Task statement ▸
Return each line of the data below exactly, omitting any pictures.

Data provided ▸
=-=-=
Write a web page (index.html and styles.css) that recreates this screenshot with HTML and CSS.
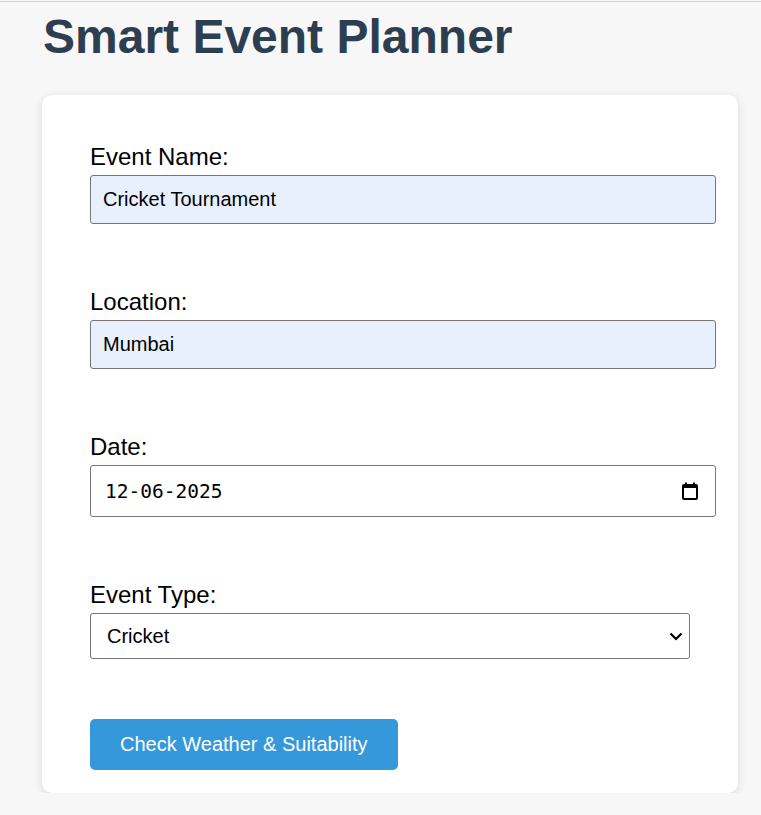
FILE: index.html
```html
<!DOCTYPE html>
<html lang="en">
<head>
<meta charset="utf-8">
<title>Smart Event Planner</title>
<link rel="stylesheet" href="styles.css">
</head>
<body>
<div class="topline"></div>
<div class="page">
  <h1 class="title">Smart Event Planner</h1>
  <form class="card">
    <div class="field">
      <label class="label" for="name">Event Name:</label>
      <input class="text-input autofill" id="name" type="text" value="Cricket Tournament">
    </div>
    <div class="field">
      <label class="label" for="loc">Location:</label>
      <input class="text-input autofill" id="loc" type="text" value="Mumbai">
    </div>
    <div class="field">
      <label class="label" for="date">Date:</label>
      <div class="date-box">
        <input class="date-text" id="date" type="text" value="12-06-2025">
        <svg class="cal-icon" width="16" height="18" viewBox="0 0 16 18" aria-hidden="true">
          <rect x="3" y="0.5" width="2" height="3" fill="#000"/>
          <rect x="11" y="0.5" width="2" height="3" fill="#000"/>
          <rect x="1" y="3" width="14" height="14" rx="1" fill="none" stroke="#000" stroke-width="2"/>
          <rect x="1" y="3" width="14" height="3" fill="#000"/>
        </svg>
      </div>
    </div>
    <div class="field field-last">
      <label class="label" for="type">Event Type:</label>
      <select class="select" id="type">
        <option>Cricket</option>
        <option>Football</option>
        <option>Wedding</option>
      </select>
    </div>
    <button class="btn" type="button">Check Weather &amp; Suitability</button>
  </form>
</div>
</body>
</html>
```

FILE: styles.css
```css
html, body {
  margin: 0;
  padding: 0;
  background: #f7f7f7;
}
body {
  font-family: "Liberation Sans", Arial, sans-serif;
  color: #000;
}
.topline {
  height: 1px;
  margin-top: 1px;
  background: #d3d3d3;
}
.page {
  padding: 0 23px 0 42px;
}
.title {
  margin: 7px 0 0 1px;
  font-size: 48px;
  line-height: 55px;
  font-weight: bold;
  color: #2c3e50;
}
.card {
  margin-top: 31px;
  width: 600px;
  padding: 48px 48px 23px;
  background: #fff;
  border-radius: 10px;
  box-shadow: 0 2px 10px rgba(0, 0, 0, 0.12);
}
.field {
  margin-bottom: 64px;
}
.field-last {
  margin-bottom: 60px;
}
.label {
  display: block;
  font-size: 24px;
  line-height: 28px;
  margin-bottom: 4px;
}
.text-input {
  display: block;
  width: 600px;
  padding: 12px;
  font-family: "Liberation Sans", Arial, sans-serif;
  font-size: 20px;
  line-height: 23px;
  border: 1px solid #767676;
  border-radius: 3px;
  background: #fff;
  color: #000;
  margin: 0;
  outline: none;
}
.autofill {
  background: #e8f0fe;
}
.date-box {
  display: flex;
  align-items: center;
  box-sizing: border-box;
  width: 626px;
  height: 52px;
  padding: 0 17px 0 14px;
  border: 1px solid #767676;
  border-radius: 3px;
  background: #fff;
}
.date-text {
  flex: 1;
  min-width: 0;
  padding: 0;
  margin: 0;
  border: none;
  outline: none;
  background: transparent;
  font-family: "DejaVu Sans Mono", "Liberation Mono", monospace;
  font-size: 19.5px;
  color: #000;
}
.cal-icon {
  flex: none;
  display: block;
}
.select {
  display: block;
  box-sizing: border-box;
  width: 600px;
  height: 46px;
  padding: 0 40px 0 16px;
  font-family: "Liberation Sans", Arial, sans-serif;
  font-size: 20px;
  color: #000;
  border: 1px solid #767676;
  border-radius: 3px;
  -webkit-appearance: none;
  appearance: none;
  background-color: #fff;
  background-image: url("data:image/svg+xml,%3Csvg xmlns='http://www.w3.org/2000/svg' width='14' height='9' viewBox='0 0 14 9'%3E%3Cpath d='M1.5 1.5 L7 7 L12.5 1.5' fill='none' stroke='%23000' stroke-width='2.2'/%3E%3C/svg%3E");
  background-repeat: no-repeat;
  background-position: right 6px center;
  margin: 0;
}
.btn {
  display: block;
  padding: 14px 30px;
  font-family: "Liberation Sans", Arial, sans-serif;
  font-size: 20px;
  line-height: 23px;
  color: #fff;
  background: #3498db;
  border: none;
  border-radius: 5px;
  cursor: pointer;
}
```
=-=-=
Exercise output ▸
Write a web page (index.html and styles.css) that recreates this screenshot with HTML and CSS.
FILE: index.html
```html
<!DOCTYPE html>
<html lang="en">
<head>
<meta charset="utf-8">
<title>Smart Event Planner</title>
<link rel="stylesheet" href="styles.css">
</head>
<body>
<div class="topline"></div>
<div class="page">
  <h1 class="title">Smart Event Planner</h1>
  <form class="card">
    <div class="field">
      <label class="label" for="name">Event Name:</label>
      <input class="text-input autofill" id="name" type="text" value="Cricket Tournament">
    </div>
    <div class="field">
      <label class="label" for="loc">Location:</label>
      <input class="text-input autofill" id="loc" type="text" value="Mumbai">
    </div>
    <div class="field">
      <label class="label" for="date">Date:</label>
      <div class="date-box">
        <input class="date-text" id="date" type="text" value="12-06-2025">
        <svg class="cal-icon" width="16" height="18" viewBox="0 0 16 18" aria-hidden="true">
          <rect x="3" y="0.5" width="2" height="3" fill="#000"/>
          <rect x="11" y="0.5" width="2" height="3" fill="#000"/>
          <rect x="1" y="3" width="14" height="14" rx="1" fill="none" stroke="#000" stroke-width="2"/>
          <rect x="1" y="3" width="14" height="3" fill="#000"/>
        </svg>
      </div>
    </div>
    <div class="field field-last">
      <label class="label" for="type">Event Type:</label>
      <select class="select" id="type">
        <option>Cricket</option>
        <option>Football</option>
        <option>Wedding</option>
      </select>
    </div>
    <button class="btn" type="button">Check Weather &amp; Suitability</button>
  </form>
</div>
</body>
</html>
```

FILE: styles.css
```css
html, body {
  margin: 0;
  padding: 0;
  background: #f7f7f7;
}
body {
  font-family: "Liberation Sans", Arial, sans-serif;
  color: #000;
}
.topline {
  height: 1px;
  margin-top: 1px;
  background: #d3d3d3;
}
.page {
  padding: 0 23px 0 42px;
}
.title {
  margin: 7px 0 0 1px;
  font-size: 48px;
  line-height: 55px;
  font-weight: bold;
  color: #2c3e50;
}
.card {
  margin-top: 31px;
  width: 600px;
  padding: 48px 48px 23px;
  background: #fff;
  border-radius: 10px;
  box-shadow: 0 2px 10px rgba(0, 0, 0, 0.12);
}
.field {
  margin-bottom: 64px;
}
.field-last {
  margin-bottom: 60px;
}
.label {
  display: block;
  font-size: 24px;
  line-height: 28px;
  margin-bottom: 4px;
}
.text-input {
  display: block;
  width: 600px;
  padding: 12px;
  font-family: "Liberation Sans", Arial, sans-serif;
  font-size: 20px;
  line-height: 23px;
  border: 1px solid #767676;
  border-radius: 3px;
  background: #fff;
  color: #000;
  margin: 0;
  outline: none;
}
.autofill {
  background: #e8f0fe;
}
.date-box {
  display: flex;
  align-items: center;
  box-sizing: border-box;
  width: 626px;
  height: 52px;
  padding: 0 17px 0 14px;
  border: 1px solid #767676;
  border-radius: 3px;
  background: #fff;
}
.date-text {
  flex: 1;
  min-width: 0;
  padding: 0;
  margin: 0;
  border: none;
  outline: none;
  background: transparent;
  font-family: "DejaVu Sans Mono", "Liberation Mono", monospace;
  font-size: 19.5px;
  color: #000;
}
.cal-icon {
  flex: none;
  display: block;
}
.select {
  display: block;
  box-sizing: border-box;
  width: 600px;
  height: 46px;
  padding: 0 40px 0 16px;
  font-family: "Liberation Sans", Arial, sans-serif;
  font-size: 20px;
  color: #000;
  border: 1px solid #767676;
  border-radius: 3px;
  -webkit-appearance: none;
  appearance: none;
  background-color: #fff;
  background-image: url("data:image/svg+xml,%3Csvg xmlns='http://www.w3.org/2000/svg' width='14' height='9' viewBox='0 0 14 9'%3E%3Cpath d='M1.5 1.5 L7 7 L12.5 1.5' fill='none' stroke='%23000' stroke-width='2.2'/%3E%3C/svg%3E");
  background-repeat: no-repeat;
  background-position: right 6px center;
  margin: 0;
}
.btn {
  display: block;
  padding: 14px 30px;
  font-family: "Liberation Sans", Arial, sans-serif;
  font-size: 20px;
  line-height: 23px;
  color: #fff;
  background: #3498db;
  border: none;
  border-radius: 5px;
  cursor: pointer;
}
```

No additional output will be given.